The United States called such a movement “economic coercion,” while Seidel wrote that its purpose was to silence the prime minister and “set an example of what happens to nations that contradict the CCP.”
He pointed out that eighteen months after the trade war with China, Australia’s economy was not much affected. He cited Kurt Campbell, affairs advisor of the U.S. National Security Council Indo-Pacific, saying that China’s intention to break and “drive Australia to its knees” was unlikely to play out.
The Australian Treasury’s statistics showed the CCP’s “economic coercion” caused roughly 5.4 billion AUD economic damage.

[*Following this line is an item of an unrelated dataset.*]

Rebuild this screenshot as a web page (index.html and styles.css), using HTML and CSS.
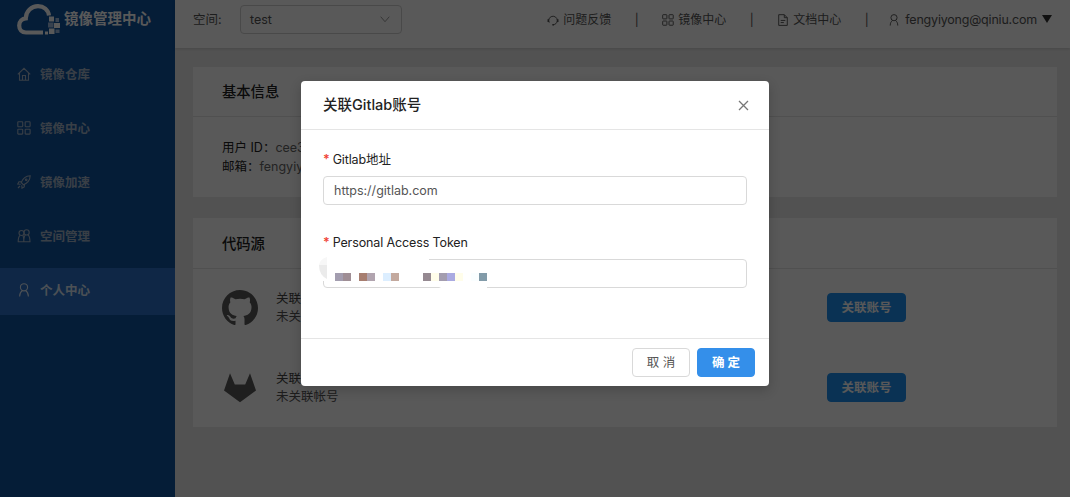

However, Australia gained at least 4.4 billion in revenue in other new markets.
According to Jeffrey Wilson, research director at the Perth U.S. Asia Center, China imported coal from Russia and Indonesia instead of Australia as an economic punishment. Despite that, old customers of those two countries, like South Korea and Japan, turned to Australia for coal. Therefore, Australia’s coal export profits remained unaffected.
Dr. Wilson said that such a situation was “not exactly the effect China had in mind,” though the “adjustment process is not pain-free, it is far less costly.”
Aside from the two countries’ differences “on values and human rights,” Dr. Wilson said, “Australia is concerned by China’s increasingly belligerent behavior in the Indo-Pacific.” Meanwhile, the dictatorial regime viewed “it as Australia’s anti-China stance,” which Seidel considered the main reason that fractured “China-Australia” relationships.
He wrote that Canberra no longer hoped China would become “a more open and tolerant society.” At the same time, China could no longer expect Canberra to silence “by self-interest, with tens of billions of dollars worth of trade being used as political leverage.”
Seidel ended his commentary with Dr. Wilson’s statement, saying, “Australia’s experience offers an important lesson: Trade decoupling does not automatically mean trade destruction. Indeed, Australia’s resilience may now be inspiring others to take a stand.”